• [Your goal]:
Spot every line with the word "html" and return it.

• [Stored data]:
____

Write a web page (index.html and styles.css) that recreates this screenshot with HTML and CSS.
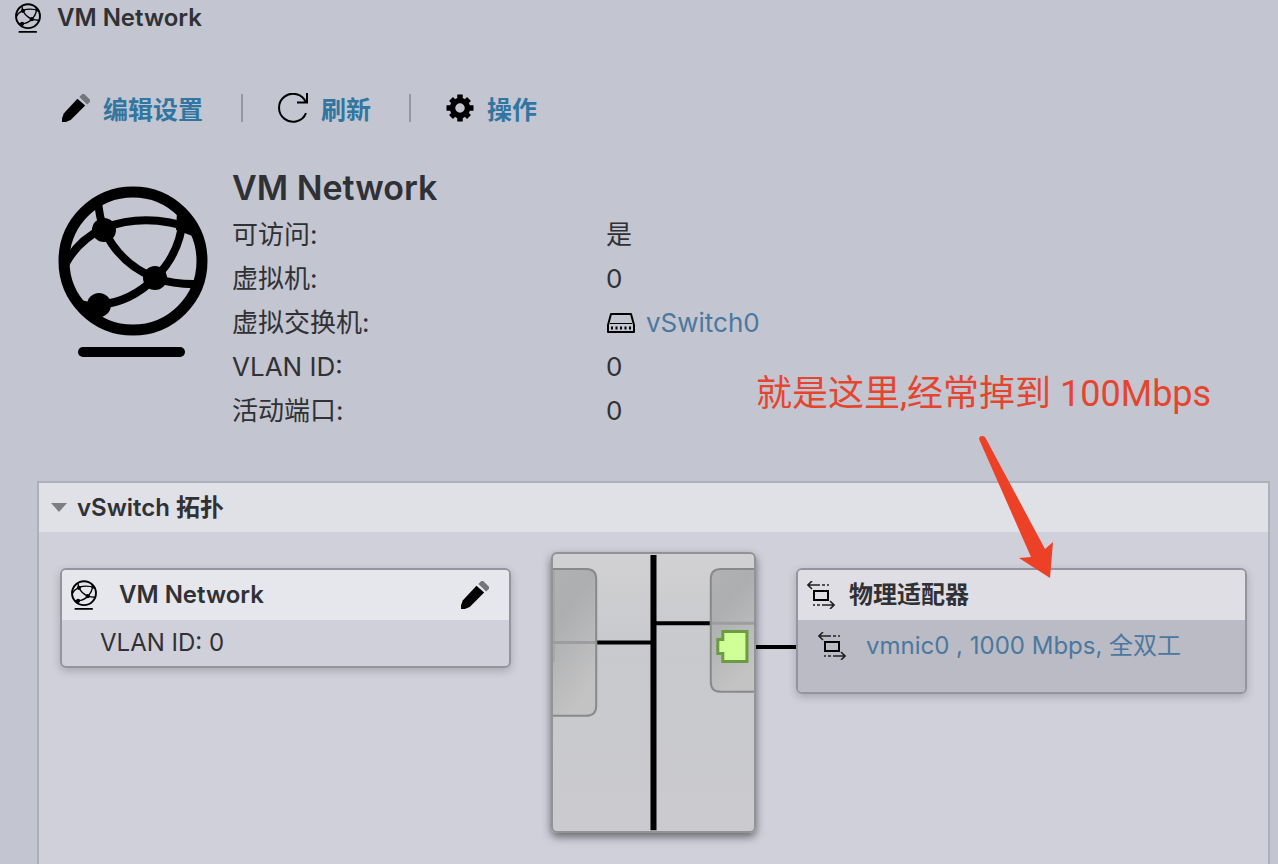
FILE: index.html
```
<!DOCTYPE html>
<html lang="zh-CN">
<head>
    <meta charset="UTF-8">
    <meta name="viewport" content="width=device-width, initial-scale=1.0">
    <title>VM Network</title>
    <link rel="stylesheet" href="styles.css">
</head>
<body>
    <svg class="symbols" aria-hidden="true">
        <symbol id="icon-network" viewBox="0 0 150 171">
            <circle cx="75" cy="75" r="69" fill="none" stroke="#000" stroke-width="11"/>
            <g fill="none" stroke="#000" stroke-width="8">
                <path d="M40 14Q41 30 46 44"/>
                <path d="M7 79Q20 54 46 42Q88 26 136 43"/>
                <path d="M46 44Q62 78 97 92Q118 99 142 98"/>
                <path d="M125 32Q122 68 97 92Q73 116 41 119L22 120"/>
            </g>
            <path d="M119 26L140 40V52L118 44ZM20 113L41 119L48 140Z"/>
            <circle cx="46" cy="44" r="12"/>
            <circle cx="97" cy="92" r="12"/>
            <circle cx="41" cy="119" r="12"/>
            <rect x="20" y="161" width="107" height="10" rx="5"/>
        </symbol>
        <symbol id="icon-pencil" viewBox="0 0 29 29">
            <path d="M0 29V25L2 20L16 5L24 12L9 27L4 29Z"/>
            <path d="M18 3L21 0H23L29 6V8L26 11Z" fill="#74757a"/>
        </symbol>
        <symbol id="icon-adapter" viewBox="0 0 28 28">
            <g fill="none" stroke="#222">
                <path d="M1 4H13M15 4H18M20 4H22M5 0L1 4L5 8" stroke-width="1.600"/>
                <path d="M27 24H15M13 24H10M8 24H6M23 20L27 24L23 28" stroke-width="1.600"/>
                <rect x="7" y="10" width="14" height="9" stroke="#000" stroke-width="2"/>
            </g>
        </symbol>
    </svg>

    <header class="topbar">
        <svg class="icon-small"><use href="#icon-network"/></svg>
        <span>VM Network</span>
    </header>

    <div class="toolbar">
        <button type="button">
            <svg class="icon-tool"><use href="#icon-pencil"/></svg>
            <span>编辑设置</span>
        </button>
        <button type="button">
            <svg class="icon-refresh" viewBox="0 0 30 30" fill="none" stroke="#000" stroke-width="2">
                <path d="M28 9.500A14 14 0 1 0 28 20"/>
                <path d="M29 0V9.500H19"/>
            </svg>
            <span>刷新</span>
        </button>
        <button type="button">
            <svg class="icon-tool" viewBox="-14 -14 28 28">
                <circle r="7.500" fill="none" stroke="#000" stroke-width="5.500"/>
                <g stroke="#000" stroke-width="5.500">
                    <path d="M0 -13.500V-8M0 8V13.500M-13.500 0H-8M8 0H13.500"/>
                    <path d="M-9 -9L-6 -6M6 6L9 9M-9 9L-6 6M6 -6L9 -9"/>
                </g>
            </svg>
            <span>操作</span>
        </button>
    </div>

    <section class="summary">
        <svg class="icon-large"><use href="#icon-network"/></svg>
        <div class="details">
            <h1>VM Network</h1>
            <dl>
                <dt>可访问:</dt>
                <dd>是</dd>
                <dt>虚拟机:</dt>
                <dd>0</dd>
                <dt>虚拟交换机:</dt>
                <dd>
                    <svg class="icon-switch" viewBox="0 0 30 22" fill="none" stroke="#000" stroke-width="2">
                        <path d="M5 2H25L28 13V20H2V13Z" stroke-linejoin="round"/>
                        <path d="M4 11.500H26" stroke-width="1"/>
                        <path d="M5 16H26" stroke-dasharray="2 2.500" stroke-width="3"/>
                    </svg>
                    <a href="#">vSwitch0</a>
                </dd>
                <dt>VLAN ID:</dt>
                <dd>0</dd>
                <dt>活动端口:</dt>
                <dd>0</dd>
            </dl>
        </div>
    </section>

    <section class="panel">
        <h2 class="panel-title">
            <svg class="caret" viewBox="0 0 16 10"><path d="M0 0H16L8 9Z" fill="#7d7e82"/></svg>
            vSwitch 拓扑
        </h2>
        <div class="topology">
            <div class="card">
                <div class="card-head">
                    <svg class="icon-small"><use href="#icon-network"/></svg>
                    <h3>VM Network</h3>
                    <button type="button" class="edit" aria-label="编辑设置">
                        <svg class="icon-tool"><use href="#icon-pencil"/></svg>
                    </button>
                </div>
                <div class="card-row">VLAN ID: 0</div>
            </div>

            <div class="switch">
                <svg viewBox="0 0 200 276">
                    <defs>
                        <linearGradient id="port" x1="0" y1="0" x2=".4" y2="1">
                            <stop offset="0" stop-color="#b2b2b4"/>
                            <stop offset=".35" stop-color="#adaeaf"/>
                            <stop offset="1" stop-color="#c3c3c4"/>
                        </linearGradient>
                    </defs>
                    <g fill="url(#port)" stroke="#88898b" stroke-width="2">
                        <path d="M-2 15H33Q43 15 43 25V151Q43 161 33 161H-2Z"/>
                        <path d="M202 15H167Q157 15 157 25V127Q157 137 167 137H202Z"/>
                    </g>
                    <g fill="none" stroke="#9d9d9f" stroke-width="3">
                        <path d="M0 88H42M158 69H200"/>
                        <path d="M1 16V108" stroke-width="1"/>
                    </g>
                    <g fill="none" stroke="#000">
                        <path d="M100 1V275" stroke-width="6"/>
                        <path d="M44 88H98M102 69H156" stroke-width="4"/>
                    </g>
                    <path d="M169 77H193V107H169V99H164V85H169Z" fill="#d0ff98" stroke="#6d9b42" stroke-width="3"/>
                </svg>
            </div>

            <div class="link-line"></div>

            <div class="card adapter">
                <div class="card-head">
                    <svg class="icon-adapter"><use href="#icon-adapter"/></svg>
                    <h3>物理适配器</h3>
                </div>
                <div class="card-row">
                    <svg class="icon-adapter"><use href="#icon-adapter"/></svg>
                    <a href="#">vmnic0 , 1000 Mbps, 全双工</a>
                </div>
            </div>
        </div>
    </section>

    <div class="note">
        <p>就是这里,经常掉到 100Mbps</p>
        <svg class="arrow" viewBox="0 0 76 144">
            <path d="M1 5Q2 0 7 3L67 115L75 108L72 144L41 124L53 123Z" fill="#ec4126"/>
        </svg>
    </div>
</body>
</html>
```
FILE: styles.css
```
* {
    box-sizing: border-box;
}

body {
    margin: 0;
    min-height: 100vh;
    display: flex;
    flex-direction: column;
    position: relative;
    background-color: #c3c5d0;
    color: #303135;
    font-family: Inter, "Noto Sans CJK SC", sans-serif;
    font-size: 24px;
    line-height: 36px;
}

h1, h2, h3, p, dl, dd {
    margin: 0;
}

a {
    color: #4a789e;
    text-decoration: none;
}

button {
    display: flex;
    align-items: center;
    padding: 0;
    border: none;
    background: none;
    font: inherit;
    cursor: pointer;
}

svg {
    flex: none;
    display: block;
}

.symbols {
    position: absolute;
    width: 0;
    height: 0;
}

.icon-small {
    width: 26px;
    height: 30px;
}

.icon-tool {
    width: 28px;
    height: 28px;
}

.icon-refresh {
    width: 30px;
    height: 30px;
}

.icon-large {
    width: 150px;
    height: 171px;
}

.icon-switch {
    width: 30px;
    height: 22px;
}

.icon-adapter {
    width: 28px;
    height: 28px;
}

.topbar {
    display: flex;
    align-items: center;
    gap: 16px;
    padding: 0 15px;
    font-weight: 600;
}

.toolbar {
    display: flex;
    align-items: center;
    padding: 54px 62px 0;
}

.toolbar button {
    gap: 13px;
    color: #3176a1;
    font-size: 25px;
    font-weight: bold;
}

.toolbar span {
    padding-top: 2px;
    margin-bottom: -2px;
}

.toolbar button + button::before {
    content: "";
    width: 2px;
    height: 28px;
    margin: 0 22px 0 38px;
    background-color: #9496a0;
}

.summary {
    display: flex;
    align-items: flex-start;
    gap: 24px;
    padding: 40px 58px 48px;
}

.summary .icon-large {
    margin-top: 20px;
}

.details {
    flex: 1;
}

.details h1 {
    margin-bottom: 3px;
    font-size: 34px;
    font-weight: 600;
    line-height: 44px;
}

.details dl {
    display: grid;
    grid-template-columns: 374px 1fr;
    font-size: 26px;
    line-height: 44px;
}

.details dd {
    display: flex;
    align-items: center;
    gap: 10px;
}

.panel {
    flex: 1;
    margin: 0 8px 0 37px;
    border: 2px solid #adafba;
    border-bottom: none;
    background-color: #d0d0db;
}

.panel-title {
    display: flex;
    align-items: center;
    gap: 10px;
    height: 49px;
    padding-left: 12px;
    background-color: #e0e1e7;
    font-size: 24px;
    font-weight: 600;
}

.caret {
    width: 16px;
    height: 10px;
}

.topology {
    display: grid;
    grid-template-columns: 1fr 40px 205px 40px 1fr;
    align-items: start;
    padding: 20px 21px 30px;
}

.card {
    margin-top: 16px;
    border: 2px solid #93949e;
    border-radius: 6px;
    box-shadow: 0 3px 8px rgba(0, 0, 0, 0.2);
    overflow: hidden;
}

.card-head {
    display: flex;
    align-items: center;
    height: 50px;
    padding: 0 20px 0 9px;
    background-color: #e6e7ec;
}

.card-head h3 {
    flex: 1;
    margin-left: 22px;
    font-size: 24px;
    font-weight: 600;
}

.card-row {
    display: flex;
    align-items: center;
    height: 46px;
    padding: 0 38px;
}

.adapter .card-head {
    background-color: #dedee4;
}

.adapter h3 {
    margin-left: 14px;
}

.adapter .card-row {
    align-items: flex-start;
    gap: 20px;
    height: 72px;
    padding: 8px 20px;
    background-color: #babbc5;
}

.adapter .card-row svg {
    margin-top: 4px;
}

.switch {
    grid-column: 3;
    border: 2px solid #929397;
    border-radius: 6px;
    background: linear-gradient(#d1d1d3, #c8c9cd 35%, #cbcbcf);
    box-shadow: 0 4px 9px rgba(0, 0, 0, 0.5);
    overflow: hidden;
}

.link-line {
    height: 4px;
    margin-top: 93px;
    background-color: #000;
}

/* red remark drawn over the page */
.note {
    position: absolute;
    top: 367px;
    left: 756px;
    color: #e5452f;
    font-family: Roboto, "Noto Sans CJK SC", sans-serif;
    font-size: 36px;
    line-height: 54px;
    white-space: nowrap;
}

.arrow {
    width: 76px;
    height: 144px;
    margin: 13px 0 0 222px;
}
```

____

• [Response]:
Write a web page (index.html and styles.css) that recreates this screenshot with HTML and CSS.
FILE: index.html
<!DOCTYPE html>
<html lang="zh-CN">
</html>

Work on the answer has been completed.